I believe that tending to a garden is perhaps the best metaphor there is for life...

The plants you choose need to be capable of thriving in all aspects of the environment you can create for them. This includes both the aspects of the environment that are within your control and the aspects that are not. Tropical fruit is not going to survive in New York, and temperate vegetables will run to seed and die in Florida. Some crops need a lot of water, some very little. Some like the soil to be acidic, some basic. The list goes on.

Last year I decided with my wife to renovate my house, and so my vegetable garden was left untended while we lived off site for the season and my home was inaccessible. This year with growing season looming I sought coaching from a local, regenerative farmer (yes, we have those on Long Island) to ensure that the soil was ideal to provide best, healthiest possible yield.

"Never water the tomatoes."

I had never heard this before, and in the past I had tomato plants that I watered regularly, they seemed to grow just fine.

"Why not water them?"

"We find that the deeper the tomato roots go, the denser the Tomatoes seem to pack their nutrients, the sweeter they are, and the more durable they are. If the soil gets really dry, the leaves will start to curl a bit and you may be tempted to water them. Don't. Those are what we call 'the money days'. The roots shoot down as deep as they can to find water and then when it does rain, the plant absorbs it extremely well and everything comes to life."

I added this to my list of ways in which the garden emulates life.

I already had the following firmly in my head:

  • Prepping the soil is creating the infrastructure that affords each relationship in my life with safety, and boundaries.
  • Pulling the weeds is the recognition that some relationships are valuable, some have a negative value.
  • Trimming dead and dying leaves is eliminating the urgent tasks that bog down the important ones.
  • Removing viable fruit before it comes to maturity to allow the adjacent fruit to thrive more easily is creating deep focus.
  • Watering intentionally in a measured way is leading different people in the ways they need and want to be led, which only comes from listening and paying attention.
  • Planting with design to ensure that there is enough room for the root system of each eventual seedling to live adjacent to what was planted nearby is developing complimentary teams.
  • Harvesting the edible product is celebrating the wins.
  • Using the annuals and the "waste product" in the compost is legacy.
  • Preserving the worms is partnership.

"Never water the tomatoes"?became the most profound metaphor for me as soon as I heard the farmer say it. It took me back to the story of "The man and the butterfly" which I linked for you below in an ugly, unprofessional way because I'm still trying to figure out this newsletter thing (Done is better than perfect, friends. Remember that.)

The man and the butterfly

The tomatoes thrive from adversity. While it may seem that they need your help, that they are struggling, and that they may not make it, the tomatoes are actually taking that adversity and adapting from it. They become more durable as a result of it. They become their best selves because of it. Without the adversity, the tomatoes are the ones you get in your salad and you pick them out because they don't have that deep red color, they look frail and flavorless. With it, they're the highlight of the dish.

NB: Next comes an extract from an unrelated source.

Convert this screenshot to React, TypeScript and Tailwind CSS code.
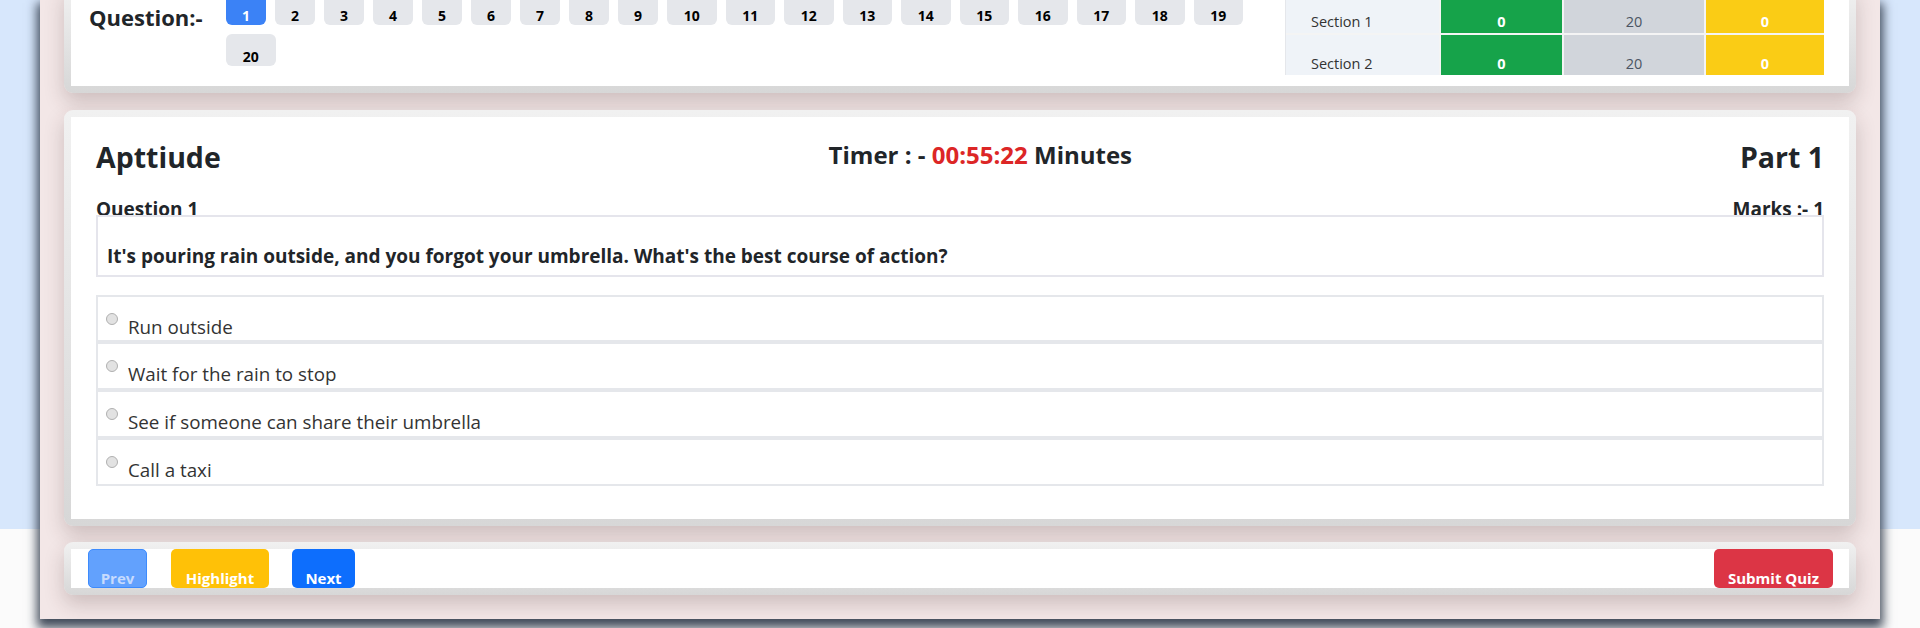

The tomatoes are life experience. We need to go through it. We need to struggle. And we need to adapt. Remember, the tomato plant is not without help, in fact it is tethered to a wooden stake that measures one inch square around by seven feet tall that's jammed a foot deep into the soil. Without the stake, the plant would fall over and likely fail. The stake is the mentor.

We need support. We need guidance. We need to fail. We need to adapt.

Spend less time avoiding the pain and the struggle. Your time is better spent leaning into the kind of help that will force you to become a better version of you so that you thrive as a result of what you have become.

I hope you took as much value from my garden today as I did.